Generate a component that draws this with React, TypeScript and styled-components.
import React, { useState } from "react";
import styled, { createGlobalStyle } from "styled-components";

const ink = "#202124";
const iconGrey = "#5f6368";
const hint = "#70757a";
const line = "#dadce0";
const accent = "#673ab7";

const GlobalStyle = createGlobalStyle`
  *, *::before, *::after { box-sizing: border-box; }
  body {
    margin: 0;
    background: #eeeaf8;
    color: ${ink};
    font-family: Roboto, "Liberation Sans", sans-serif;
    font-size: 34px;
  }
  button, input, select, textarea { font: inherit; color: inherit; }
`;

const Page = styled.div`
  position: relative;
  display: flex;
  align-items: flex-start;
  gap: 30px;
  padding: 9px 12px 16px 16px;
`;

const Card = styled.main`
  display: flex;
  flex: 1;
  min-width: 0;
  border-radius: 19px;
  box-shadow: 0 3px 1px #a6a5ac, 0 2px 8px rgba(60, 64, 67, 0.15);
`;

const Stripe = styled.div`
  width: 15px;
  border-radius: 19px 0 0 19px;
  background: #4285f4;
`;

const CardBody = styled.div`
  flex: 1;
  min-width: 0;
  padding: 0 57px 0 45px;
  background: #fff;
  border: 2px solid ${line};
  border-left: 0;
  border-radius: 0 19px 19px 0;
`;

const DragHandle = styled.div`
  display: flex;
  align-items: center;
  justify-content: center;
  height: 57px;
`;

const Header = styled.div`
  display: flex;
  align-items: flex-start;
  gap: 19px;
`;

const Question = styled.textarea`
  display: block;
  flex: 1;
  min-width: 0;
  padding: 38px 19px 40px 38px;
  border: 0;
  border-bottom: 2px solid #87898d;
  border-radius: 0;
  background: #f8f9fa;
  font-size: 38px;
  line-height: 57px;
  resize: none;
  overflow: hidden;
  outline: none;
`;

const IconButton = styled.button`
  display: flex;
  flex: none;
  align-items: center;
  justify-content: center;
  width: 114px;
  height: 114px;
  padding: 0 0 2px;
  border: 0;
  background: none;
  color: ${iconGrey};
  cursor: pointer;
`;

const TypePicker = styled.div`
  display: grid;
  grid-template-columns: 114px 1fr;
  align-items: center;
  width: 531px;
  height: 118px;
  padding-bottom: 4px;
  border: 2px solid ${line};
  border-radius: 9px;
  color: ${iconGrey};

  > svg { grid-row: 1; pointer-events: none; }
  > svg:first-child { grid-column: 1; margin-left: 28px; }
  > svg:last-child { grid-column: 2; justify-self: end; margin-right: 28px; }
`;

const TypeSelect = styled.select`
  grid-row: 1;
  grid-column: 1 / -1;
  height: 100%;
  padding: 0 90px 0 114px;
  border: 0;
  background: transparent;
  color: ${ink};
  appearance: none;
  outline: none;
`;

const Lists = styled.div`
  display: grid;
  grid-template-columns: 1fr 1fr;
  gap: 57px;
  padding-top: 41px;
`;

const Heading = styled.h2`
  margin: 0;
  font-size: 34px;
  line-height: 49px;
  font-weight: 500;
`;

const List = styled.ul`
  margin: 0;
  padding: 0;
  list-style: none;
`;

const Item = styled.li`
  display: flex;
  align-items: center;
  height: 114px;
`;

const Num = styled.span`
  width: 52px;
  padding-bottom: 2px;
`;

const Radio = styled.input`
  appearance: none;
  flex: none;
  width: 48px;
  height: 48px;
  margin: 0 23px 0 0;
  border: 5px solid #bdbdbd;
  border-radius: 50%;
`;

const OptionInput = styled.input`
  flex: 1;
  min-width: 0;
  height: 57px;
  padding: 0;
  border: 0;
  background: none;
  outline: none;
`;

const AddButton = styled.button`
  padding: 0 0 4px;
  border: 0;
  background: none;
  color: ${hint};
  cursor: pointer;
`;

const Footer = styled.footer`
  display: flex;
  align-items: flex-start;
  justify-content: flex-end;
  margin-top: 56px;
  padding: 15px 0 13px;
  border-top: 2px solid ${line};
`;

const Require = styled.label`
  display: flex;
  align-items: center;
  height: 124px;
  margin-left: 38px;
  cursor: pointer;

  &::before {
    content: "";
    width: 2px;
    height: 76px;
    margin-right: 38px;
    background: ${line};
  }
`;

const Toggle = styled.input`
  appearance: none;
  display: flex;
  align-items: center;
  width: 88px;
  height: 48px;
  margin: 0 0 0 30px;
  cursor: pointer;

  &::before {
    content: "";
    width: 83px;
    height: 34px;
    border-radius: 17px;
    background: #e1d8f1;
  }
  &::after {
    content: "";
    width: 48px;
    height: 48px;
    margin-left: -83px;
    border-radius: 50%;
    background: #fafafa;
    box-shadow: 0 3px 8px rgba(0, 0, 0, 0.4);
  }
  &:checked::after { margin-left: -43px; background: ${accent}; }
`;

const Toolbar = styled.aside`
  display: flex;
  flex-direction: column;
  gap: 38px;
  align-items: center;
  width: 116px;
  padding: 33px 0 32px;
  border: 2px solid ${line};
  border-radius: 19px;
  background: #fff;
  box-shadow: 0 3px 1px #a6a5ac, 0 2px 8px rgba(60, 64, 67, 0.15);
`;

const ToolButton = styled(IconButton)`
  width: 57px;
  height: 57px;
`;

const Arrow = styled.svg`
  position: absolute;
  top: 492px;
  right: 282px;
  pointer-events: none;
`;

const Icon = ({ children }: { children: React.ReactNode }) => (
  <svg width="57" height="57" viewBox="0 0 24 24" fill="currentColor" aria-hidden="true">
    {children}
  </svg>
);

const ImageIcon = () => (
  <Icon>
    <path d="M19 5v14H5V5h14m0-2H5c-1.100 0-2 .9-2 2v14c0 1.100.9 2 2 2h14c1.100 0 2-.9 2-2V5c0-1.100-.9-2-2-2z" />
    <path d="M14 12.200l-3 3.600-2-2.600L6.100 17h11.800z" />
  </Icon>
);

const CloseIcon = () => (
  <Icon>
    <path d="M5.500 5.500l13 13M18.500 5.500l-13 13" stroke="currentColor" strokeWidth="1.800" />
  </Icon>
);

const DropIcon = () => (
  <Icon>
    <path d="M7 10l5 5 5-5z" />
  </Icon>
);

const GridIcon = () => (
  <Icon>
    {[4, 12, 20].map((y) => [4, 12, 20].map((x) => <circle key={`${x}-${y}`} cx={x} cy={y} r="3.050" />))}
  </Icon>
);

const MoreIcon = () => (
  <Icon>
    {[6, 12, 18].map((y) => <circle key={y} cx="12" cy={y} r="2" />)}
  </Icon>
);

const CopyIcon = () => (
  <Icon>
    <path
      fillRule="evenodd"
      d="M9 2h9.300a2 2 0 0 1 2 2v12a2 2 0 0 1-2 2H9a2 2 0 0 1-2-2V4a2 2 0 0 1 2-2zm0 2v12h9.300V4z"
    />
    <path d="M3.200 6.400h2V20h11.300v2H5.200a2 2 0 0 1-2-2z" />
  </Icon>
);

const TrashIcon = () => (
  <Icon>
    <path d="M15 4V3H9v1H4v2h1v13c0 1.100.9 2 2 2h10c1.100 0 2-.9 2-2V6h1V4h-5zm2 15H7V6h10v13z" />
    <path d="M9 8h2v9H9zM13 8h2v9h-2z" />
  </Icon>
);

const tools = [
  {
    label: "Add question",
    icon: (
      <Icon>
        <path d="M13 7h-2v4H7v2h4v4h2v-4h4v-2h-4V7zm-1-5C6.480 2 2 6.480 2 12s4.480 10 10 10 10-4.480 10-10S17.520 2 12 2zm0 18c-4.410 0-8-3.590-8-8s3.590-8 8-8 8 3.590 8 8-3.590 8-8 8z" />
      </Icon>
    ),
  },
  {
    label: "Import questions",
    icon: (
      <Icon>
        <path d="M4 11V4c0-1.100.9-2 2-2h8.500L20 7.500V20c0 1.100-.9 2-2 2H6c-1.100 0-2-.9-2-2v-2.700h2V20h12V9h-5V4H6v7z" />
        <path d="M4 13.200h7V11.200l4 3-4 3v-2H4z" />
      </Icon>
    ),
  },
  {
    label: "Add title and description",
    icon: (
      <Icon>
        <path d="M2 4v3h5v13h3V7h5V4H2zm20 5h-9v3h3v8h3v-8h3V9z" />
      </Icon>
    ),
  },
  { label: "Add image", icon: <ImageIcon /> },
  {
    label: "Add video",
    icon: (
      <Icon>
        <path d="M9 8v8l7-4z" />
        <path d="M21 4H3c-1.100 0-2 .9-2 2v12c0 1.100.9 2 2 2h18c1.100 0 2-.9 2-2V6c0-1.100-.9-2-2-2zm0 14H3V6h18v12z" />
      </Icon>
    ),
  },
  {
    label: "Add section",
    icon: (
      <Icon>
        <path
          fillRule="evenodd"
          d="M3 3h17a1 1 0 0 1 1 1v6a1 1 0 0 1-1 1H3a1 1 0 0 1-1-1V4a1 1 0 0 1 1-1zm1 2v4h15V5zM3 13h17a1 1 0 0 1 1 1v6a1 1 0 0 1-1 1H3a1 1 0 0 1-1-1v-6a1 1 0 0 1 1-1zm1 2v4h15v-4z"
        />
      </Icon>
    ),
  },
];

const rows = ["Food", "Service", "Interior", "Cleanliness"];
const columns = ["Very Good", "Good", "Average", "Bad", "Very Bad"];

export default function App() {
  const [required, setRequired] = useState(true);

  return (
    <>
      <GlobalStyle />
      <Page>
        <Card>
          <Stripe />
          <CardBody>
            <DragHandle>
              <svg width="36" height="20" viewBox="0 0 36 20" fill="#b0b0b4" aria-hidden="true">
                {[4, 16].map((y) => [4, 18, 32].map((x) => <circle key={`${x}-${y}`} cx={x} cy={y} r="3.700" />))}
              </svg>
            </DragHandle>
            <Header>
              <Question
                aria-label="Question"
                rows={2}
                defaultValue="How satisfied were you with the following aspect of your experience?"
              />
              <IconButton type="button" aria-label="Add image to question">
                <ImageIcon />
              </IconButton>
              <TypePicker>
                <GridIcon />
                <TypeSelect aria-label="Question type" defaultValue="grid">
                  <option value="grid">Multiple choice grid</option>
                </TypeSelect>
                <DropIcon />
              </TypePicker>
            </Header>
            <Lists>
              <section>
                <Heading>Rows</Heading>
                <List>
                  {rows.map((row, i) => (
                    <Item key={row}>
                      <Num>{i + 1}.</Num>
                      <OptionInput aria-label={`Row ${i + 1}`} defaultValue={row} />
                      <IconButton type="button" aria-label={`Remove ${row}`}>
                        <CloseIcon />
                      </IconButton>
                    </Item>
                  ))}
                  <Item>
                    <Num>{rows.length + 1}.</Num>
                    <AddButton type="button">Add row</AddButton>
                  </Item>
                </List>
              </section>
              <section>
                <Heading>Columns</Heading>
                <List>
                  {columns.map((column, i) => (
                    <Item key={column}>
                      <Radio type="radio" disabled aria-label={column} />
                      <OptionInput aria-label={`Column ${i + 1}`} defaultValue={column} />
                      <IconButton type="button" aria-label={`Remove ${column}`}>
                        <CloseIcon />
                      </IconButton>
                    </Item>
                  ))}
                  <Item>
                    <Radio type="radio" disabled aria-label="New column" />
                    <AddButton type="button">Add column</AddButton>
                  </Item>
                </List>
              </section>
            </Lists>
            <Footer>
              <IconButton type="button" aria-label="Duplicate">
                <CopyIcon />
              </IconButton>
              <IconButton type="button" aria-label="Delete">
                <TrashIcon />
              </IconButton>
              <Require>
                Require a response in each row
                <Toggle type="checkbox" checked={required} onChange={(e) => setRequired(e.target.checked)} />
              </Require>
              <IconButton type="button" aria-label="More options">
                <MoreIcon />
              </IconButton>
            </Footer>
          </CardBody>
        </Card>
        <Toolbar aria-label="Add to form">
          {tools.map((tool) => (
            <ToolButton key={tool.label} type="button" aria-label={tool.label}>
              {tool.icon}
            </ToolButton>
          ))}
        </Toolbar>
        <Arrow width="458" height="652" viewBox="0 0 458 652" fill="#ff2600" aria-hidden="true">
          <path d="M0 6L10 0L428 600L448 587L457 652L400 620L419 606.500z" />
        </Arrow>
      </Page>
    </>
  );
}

----------------

Isolate the lines that hold the word "React" and copy all of them.

> ANSWER IN FULL:
Generate a component that draws this with React, TypeScript and styled-components.
import React, { useState } from "react";
const Icon = ({ children }: { children: React.ReactNode }) => (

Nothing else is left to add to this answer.